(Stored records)
* * *

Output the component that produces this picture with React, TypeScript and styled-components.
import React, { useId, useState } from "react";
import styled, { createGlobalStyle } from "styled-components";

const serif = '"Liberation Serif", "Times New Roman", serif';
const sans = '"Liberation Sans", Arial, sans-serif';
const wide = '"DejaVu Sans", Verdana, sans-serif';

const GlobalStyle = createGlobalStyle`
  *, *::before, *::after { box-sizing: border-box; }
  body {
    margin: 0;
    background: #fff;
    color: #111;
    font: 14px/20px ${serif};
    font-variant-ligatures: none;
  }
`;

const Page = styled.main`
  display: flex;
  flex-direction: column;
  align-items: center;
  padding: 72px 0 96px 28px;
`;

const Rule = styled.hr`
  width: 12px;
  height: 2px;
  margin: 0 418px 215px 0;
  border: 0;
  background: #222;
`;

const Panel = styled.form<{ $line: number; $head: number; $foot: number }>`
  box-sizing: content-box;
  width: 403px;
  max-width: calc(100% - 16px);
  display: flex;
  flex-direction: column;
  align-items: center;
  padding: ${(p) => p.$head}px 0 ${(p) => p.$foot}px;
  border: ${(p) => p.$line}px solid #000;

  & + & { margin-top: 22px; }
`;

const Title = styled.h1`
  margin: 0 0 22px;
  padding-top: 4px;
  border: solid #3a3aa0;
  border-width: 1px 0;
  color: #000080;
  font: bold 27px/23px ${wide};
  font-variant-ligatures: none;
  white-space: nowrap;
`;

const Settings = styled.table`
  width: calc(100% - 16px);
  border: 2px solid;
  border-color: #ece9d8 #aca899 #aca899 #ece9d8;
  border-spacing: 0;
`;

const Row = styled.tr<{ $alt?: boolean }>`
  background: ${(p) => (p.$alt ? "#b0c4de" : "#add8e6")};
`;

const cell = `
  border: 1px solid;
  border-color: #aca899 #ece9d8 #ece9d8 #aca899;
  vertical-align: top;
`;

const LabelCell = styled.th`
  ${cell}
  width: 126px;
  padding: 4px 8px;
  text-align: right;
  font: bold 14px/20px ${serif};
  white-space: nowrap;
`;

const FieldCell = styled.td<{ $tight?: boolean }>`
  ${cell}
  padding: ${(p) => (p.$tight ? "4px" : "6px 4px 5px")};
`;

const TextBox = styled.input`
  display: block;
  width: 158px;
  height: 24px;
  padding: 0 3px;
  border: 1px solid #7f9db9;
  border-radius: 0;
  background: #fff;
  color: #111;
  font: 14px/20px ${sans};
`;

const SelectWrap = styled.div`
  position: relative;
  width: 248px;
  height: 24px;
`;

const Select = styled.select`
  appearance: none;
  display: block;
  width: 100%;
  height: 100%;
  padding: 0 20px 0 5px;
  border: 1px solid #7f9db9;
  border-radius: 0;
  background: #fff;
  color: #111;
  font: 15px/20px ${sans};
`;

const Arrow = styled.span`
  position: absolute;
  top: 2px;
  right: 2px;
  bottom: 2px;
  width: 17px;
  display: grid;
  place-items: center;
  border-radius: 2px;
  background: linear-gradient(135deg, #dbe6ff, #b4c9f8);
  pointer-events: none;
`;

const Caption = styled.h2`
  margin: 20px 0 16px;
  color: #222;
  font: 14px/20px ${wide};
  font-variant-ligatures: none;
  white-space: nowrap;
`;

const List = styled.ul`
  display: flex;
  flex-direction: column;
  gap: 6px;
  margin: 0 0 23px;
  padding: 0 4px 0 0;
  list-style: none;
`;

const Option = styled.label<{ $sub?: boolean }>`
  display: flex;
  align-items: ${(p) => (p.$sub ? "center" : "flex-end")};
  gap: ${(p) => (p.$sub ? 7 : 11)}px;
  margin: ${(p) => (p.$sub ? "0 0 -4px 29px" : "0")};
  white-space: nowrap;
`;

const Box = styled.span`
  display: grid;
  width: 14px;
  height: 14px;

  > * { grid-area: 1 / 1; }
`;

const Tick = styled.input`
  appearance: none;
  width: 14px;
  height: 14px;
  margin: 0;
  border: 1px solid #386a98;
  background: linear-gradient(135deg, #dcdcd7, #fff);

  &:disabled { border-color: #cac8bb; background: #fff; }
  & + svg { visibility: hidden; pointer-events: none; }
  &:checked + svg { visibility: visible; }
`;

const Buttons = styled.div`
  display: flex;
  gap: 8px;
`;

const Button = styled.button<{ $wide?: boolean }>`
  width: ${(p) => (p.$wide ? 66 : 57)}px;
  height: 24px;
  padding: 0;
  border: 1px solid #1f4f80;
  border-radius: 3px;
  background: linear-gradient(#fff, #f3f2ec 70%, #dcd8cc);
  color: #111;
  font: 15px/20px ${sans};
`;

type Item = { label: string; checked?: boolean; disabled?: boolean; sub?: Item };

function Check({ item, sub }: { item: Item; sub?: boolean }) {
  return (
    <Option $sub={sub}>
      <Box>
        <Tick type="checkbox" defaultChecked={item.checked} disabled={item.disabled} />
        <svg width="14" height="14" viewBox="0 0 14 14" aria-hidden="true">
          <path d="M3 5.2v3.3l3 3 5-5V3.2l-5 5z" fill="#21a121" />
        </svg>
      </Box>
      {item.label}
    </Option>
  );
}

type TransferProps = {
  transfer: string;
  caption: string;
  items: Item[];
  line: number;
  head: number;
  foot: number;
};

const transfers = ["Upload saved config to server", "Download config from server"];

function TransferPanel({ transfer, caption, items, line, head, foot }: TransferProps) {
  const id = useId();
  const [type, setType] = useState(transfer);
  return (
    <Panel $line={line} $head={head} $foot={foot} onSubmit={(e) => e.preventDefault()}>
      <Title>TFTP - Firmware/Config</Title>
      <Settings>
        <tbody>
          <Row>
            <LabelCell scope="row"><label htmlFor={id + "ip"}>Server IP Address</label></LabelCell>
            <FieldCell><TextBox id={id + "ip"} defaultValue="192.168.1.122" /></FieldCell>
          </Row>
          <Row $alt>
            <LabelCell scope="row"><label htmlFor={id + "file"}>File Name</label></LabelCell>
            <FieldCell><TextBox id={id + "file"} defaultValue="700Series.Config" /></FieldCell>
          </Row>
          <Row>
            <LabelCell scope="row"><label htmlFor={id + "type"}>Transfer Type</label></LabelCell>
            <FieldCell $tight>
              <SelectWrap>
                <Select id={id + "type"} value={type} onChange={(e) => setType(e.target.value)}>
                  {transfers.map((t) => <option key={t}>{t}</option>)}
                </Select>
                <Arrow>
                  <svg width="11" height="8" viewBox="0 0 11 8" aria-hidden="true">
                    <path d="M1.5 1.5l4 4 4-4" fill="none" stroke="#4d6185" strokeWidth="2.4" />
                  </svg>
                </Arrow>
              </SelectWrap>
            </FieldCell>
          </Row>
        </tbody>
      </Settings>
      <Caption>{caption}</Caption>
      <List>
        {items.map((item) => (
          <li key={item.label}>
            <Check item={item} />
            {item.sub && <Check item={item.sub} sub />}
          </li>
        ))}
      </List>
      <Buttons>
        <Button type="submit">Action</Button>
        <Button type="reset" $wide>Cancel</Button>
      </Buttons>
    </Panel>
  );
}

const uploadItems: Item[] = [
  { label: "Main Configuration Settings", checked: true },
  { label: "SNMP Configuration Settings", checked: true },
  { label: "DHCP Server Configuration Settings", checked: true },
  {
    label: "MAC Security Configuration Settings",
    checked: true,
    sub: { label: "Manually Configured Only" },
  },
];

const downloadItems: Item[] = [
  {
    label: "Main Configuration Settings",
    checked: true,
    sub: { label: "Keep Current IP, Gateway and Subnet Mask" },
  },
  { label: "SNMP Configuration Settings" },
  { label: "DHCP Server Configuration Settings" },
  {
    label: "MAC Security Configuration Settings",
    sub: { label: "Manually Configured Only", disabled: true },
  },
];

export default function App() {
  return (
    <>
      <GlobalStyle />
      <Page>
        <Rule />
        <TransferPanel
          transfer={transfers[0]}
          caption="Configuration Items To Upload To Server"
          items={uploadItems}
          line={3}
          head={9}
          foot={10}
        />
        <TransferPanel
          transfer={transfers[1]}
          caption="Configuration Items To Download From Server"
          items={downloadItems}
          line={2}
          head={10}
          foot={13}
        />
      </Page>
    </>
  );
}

* * *

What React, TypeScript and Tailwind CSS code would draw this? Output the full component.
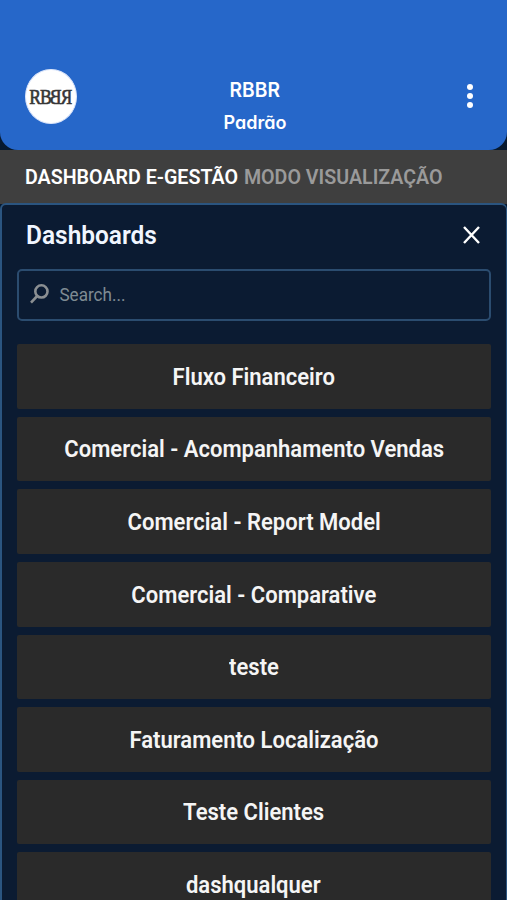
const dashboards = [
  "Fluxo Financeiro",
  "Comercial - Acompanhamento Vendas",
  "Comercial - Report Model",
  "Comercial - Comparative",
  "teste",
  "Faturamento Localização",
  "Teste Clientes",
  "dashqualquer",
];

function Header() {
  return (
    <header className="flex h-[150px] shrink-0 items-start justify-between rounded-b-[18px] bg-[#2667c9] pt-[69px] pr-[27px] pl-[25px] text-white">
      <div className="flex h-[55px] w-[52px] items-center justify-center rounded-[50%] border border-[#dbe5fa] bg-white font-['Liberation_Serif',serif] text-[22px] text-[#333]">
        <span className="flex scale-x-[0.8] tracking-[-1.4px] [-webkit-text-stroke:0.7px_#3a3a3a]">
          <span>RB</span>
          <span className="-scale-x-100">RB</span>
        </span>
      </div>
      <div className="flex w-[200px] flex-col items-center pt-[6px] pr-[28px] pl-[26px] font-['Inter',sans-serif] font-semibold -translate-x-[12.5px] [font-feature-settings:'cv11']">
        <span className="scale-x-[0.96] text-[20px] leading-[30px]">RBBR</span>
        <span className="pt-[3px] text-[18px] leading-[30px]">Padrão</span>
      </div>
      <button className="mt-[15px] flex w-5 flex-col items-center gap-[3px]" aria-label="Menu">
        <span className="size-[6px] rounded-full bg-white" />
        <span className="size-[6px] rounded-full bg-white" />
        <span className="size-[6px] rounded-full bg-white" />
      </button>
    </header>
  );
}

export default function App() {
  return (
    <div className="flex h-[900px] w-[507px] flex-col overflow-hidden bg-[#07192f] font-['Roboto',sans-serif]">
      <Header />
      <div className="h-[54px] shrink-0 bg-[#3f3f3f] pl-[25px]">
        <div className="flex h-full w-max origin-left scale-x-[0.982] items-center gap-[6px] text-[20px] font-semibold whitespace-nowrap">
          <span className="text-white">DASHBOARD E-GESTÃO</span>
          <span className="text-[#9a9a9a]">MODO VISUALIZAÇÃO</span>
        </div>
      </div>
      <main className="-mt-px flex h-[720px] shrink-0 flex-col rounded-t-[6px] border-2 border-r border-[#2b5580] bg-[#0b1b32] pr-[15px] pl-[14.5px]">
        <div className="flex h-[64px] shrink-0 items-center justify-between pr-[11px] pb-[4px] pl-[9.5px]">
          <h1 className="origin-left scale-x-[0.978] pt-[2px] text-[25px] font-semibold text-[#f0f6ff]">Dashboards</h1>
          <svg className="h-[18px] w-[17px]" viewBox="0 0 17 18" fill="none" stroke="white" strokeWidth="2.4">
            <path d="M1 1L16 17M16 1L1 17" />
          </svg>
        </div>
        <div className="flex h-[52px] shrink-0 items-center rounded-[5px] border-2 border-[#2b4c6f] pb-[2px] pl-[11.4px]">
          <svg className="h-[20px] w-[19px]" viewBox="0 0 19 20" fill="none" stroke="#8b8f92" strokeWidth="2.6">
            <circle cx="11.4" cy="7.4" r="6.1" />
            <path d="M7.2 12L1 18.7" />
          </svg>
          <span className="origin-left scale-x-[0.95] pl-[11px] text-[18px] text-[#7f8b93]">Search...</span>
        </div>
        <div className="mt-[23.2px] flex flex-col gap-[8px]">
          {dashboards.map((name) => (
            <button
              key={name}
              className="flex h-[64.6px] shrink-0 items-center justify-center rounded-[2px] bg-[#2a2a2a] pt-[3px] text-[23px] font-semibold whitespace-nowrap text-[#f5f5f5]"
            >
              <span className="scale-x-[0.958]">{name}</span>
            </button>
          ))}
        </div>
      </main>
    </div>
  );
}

* * *

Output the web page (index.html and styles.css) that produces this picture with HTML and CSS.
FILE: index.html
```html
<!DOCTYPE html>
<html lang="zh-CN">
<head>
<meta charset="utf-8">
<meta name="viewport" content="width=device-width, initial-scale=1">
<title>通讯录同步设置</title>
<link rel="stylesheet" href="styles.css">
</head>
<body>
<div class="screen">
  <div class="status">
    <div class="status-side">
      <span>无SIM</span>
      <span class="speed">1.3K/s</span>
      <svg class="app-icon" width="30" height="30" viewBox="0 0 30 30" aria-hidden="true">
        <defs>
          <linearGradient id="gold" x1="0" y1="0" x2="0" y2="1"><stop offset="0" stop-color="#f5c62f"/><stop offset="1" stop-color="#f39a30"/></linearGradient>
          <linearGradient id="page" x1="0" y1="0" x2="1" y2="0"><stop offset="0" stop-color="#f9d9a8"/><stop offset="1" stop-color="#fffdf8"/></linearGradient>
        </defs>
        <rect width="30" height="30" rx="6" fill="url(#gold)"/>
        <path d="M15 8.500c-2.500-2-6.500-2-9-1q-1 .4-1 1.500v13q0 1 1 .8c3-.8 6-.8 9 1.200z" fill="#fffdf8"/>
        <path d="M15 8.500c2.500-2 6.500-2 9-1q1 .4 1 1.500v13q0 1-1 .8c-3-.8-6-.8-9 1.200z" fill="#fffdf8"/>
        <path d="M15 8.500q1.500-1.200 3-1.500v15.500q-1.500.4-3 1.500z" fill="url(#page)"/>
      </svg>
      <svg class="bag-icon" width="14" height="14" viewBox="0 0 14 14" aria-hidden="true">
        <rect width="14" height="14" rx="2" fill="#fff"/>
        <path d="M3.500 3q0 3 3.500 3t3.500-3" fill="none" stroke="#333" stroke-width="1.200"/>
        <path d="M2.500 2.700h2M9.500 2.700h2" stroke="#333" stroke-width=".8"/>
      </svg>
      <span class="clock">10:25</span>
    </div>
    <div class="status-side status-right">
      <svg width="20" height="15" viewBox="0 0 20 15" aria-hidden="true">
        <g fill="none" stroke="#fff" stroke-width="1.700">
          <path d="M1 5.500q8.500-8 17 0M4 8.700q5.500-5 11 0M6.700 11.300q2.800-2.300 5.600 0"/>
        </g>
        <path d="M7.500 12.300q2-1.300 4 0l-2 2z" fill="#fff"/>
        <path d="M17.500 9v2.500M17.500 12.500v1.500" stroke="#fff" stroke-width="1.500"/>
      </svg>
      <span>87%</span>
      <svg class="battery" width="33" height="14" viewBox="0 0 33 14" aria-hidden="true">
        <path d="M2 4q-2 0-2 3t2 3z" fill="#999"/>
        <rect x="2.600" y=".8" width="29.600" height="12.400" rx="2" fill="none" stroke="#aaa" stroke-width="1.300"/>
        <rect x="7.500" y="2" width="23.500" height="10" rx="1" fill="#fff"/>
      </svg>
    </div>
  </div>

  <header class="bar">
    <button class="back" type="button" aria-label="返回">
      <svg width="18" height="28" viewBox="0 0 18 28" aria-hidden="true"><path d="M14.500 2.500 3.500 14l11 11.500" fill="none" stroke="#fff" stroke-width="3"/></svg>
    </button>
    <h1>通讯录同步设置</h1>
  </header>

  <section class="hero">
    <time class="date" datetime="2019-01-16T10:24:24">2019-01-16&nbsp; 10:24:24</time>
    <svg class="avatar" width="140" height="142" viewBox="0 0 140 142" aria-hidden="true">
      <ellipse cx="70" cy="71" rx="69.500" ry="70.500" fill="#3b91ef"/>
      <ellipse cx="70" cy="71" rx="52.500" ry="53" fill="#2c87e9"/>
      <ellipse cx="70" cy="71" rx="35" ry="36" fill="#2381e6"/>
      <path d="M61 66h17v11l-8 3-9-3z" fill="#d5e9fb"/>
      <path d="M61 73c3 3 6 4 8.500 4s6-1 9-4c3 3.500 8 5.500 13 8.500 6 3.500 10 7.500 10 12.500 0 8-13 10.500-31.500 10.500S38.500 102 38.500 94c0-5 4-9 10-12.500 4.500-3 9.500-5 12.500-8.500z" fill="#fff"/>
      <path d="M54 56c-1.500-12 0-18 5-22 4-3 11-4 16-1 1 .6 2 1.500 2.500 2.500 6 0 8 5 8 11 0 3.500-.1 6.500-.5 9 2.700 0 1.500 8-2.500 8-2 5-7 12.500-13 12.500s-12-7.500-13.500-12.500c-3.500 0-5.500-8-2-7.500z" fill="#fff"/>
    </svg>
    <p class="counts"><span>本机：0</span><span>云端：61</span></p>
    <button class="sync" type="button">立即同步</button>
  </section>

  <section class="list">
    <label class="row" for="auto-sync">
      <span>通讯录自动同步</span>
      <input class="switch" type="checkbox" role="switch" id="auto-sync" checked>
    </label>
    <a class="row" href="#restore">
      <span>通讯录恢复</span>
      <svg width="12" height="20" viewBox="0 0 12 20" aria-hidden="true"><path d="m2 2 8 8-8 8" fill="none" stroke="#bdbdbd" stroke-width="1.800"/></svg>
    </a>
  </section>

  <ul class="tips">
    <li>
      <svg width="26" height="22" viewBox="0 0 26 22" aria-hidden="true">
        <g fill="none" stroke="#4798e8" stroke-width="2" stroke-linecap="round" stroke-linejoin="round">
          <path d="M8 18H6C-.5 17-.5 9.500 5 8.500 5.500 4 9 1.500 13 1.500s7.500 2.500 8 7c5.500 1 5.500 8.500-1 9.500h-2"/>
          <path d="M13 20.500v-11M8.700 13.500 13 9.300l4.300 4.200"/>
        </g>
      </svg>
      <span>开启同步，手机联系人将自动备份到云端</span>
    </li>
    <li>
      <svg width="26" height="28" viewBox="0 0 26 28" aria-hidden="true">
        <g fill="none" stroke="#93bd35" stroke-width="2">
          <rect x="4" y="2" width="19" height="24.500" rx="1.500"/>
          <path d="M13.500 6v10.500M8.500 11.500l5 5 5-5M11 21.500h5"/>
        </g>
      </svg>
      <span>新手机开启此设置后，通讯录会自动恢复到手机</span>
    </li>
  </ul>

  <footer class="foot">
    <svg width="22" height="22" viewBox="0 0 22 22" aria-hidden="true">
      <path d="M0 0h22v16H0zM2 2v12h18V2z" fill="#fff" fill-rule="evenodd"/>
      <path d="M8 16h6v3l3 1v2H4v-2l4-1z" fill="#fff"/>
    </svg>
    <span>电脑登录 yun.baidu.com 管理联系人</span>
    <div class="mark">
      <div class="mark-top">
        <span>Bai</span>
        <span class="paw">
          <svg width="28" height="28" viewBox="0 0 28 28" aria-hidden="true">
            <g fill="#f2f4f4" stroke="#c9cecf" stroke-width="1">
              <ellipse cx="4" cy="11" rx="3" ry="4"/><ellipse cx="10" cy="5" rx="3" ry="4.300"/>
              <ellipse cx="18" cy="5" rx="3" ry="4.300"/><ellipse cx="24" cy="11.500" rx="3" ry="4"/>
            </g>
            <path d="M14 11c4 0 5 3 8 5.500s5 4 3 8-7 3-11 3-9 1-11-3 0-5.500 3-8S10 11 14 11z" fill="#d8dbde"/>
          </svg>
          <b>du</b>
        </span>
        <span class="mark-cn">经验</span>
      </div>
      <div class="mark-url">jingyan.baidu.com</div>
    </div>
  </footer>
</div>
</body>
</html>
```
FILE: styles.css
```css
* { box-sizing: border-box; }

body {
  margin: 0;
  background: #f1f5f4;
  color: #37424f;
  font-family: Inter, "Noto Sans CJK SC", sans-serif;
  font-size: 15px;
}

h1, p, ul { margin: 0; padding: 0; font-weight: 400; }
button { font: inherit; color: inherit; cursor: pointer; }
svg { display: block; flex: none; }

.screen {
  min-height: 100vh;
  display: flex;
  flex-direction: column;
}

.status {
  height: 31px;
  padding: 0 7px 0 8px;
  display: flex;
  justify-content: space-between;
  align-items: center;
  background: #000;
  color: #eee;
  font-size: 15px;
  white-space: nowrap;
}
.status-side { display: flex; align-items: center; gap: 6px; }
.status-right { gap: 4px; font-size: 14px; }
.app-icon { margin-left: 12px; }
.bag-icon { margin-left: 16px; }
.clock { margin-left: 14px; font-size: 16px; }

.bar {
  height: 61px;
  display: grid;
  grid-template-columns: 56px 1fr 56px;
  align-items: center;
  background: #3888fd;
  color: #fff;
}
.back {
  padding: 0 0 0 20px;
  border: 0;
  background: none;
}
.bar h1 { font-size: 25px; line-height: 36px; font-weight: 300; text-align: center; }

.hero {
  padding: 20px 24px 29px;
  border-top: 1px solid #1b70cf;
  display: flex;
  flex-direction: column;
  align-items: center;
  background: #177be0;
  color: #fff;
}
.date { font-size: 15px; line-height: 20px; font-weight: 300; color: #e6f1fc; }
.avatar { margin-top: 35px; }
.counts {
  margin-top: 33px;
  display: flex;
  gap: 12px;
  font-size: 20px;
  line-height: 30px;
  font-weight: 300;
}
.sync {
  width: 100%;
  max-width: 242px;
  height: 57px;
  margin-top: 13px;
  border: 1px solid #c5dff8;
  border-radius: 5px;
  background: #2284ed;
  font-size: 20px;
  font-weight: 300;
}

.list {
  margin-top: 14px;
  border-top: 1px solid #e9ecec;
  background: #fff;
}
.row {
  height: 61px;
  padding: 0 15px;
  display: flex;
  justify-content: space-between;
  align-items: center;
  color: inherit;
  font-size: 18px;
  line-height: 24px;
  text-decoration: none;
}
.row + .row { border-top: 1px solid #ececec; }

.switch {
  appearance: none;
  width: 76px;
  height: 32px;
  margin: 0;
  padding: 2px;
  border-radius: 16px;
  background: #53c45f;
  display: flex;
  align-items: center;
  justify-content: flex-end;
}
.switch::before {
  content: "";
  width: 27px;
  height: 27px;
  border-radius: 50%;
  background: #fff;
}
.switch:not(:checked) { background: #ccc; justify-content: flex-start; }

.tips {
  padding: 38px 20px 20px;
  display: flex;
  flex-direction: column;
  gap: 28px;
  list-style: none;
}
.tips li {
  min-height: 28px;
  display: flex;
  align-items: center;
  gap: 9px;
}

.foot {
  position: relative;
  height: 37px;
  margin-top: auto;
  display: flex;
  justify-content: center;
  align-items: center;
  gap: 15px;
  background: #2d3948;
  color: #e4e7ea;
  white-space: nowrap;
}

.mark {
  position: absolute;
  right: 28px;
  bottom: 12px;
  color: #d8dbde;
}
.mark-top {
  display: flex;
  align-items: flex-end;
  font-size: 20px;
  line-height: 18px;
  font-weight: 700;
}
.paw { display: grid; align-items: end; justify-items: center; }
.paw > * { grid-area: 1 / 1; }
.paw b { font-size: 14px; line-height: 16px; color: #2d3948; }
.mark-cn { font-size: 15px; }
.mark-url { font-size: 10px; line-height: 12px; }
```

* * *

EXERCISE DIRECTIONS: Copy down every line of the entries containing the word "this".

PROBLEM SOLUTION:
Output the component that produces this picture with React, TypeScript and styled-components.
What React, TypeScript and Tailwind CSS code would draw this? Output the full component.
Output the web page (index.html and styles.css) that produces this picture with HTML and CSS.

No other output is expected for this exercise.